Given the difficulties the firm expects to have to navigate over the next few years, a desire to ‘more agile and quicker to respond’ was also unsurprisingly highlighted as a key motivator behind the streamlining.
“As I stand here today, we have a solid revenue and operational base from which to grow, but one that needs transforming to maximise the opportunity ahead,” the CEO asserted.
“Our industry has seen huge growth over the last 10 to 15 years but like many consumer facing businesses, we can’t stand still. We had legacy issues, too many grey markets, and the portfolio was unfocused. all creating risks to our revenues.
“We had to pivot to be the most responsible operator, as well as drive leadership positions in the US and other growing regulated markets.”
Looking to the Americas, Nygaard-Andersen observed that Entian has been ‘punching above our weight’ in the US, where as mentioned above its BetMGM joint venture with MGM Resorts is on track to record profitability.
Investors should have ‘no doubt that we want to win in the US’ according to the firm’s CEO, who also addressed developments in Brazil, where the company has been building up a presence and onboarding lessons from pre-existing markets.

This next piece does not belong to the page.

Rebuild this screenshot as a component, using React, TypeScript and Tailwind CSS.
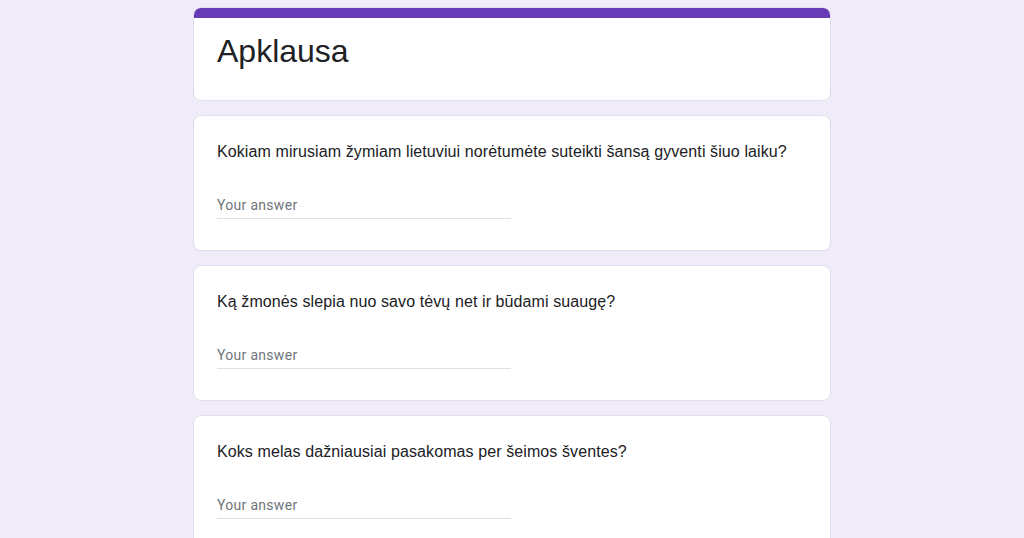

“Historically, Entain’s business operated out of Europe, and therefore failed to spot changing trends in the local market early enough to respond appropriately,” she acknowledged, adding that the company has worked to counteract this by building a strong local team on the ground.
Nygaard-Andersen explained that leadership expects EBITDA of ‘around 26%” for the end of 2023, with headwinds of £30m expected following Brazilian regulation in 2024, rising to ‘up to £60m’ by 2025.
Leadership’s outlook for the future remains optimistic, and yet aware of the ever present challenges facing gambling PLCs, particularly in Europe. A streamline is essential as Entain operates a global portfolio of 35 brands under management.
As change beckons, Entain – a company defined by its relentless acquisition strategy,in the form of recent buyouts of SuperSport, Angstrom and STS Holdings – will be pursuing a ‘much slower pace of M&A going forward’, Nygaard-Andersen recognised.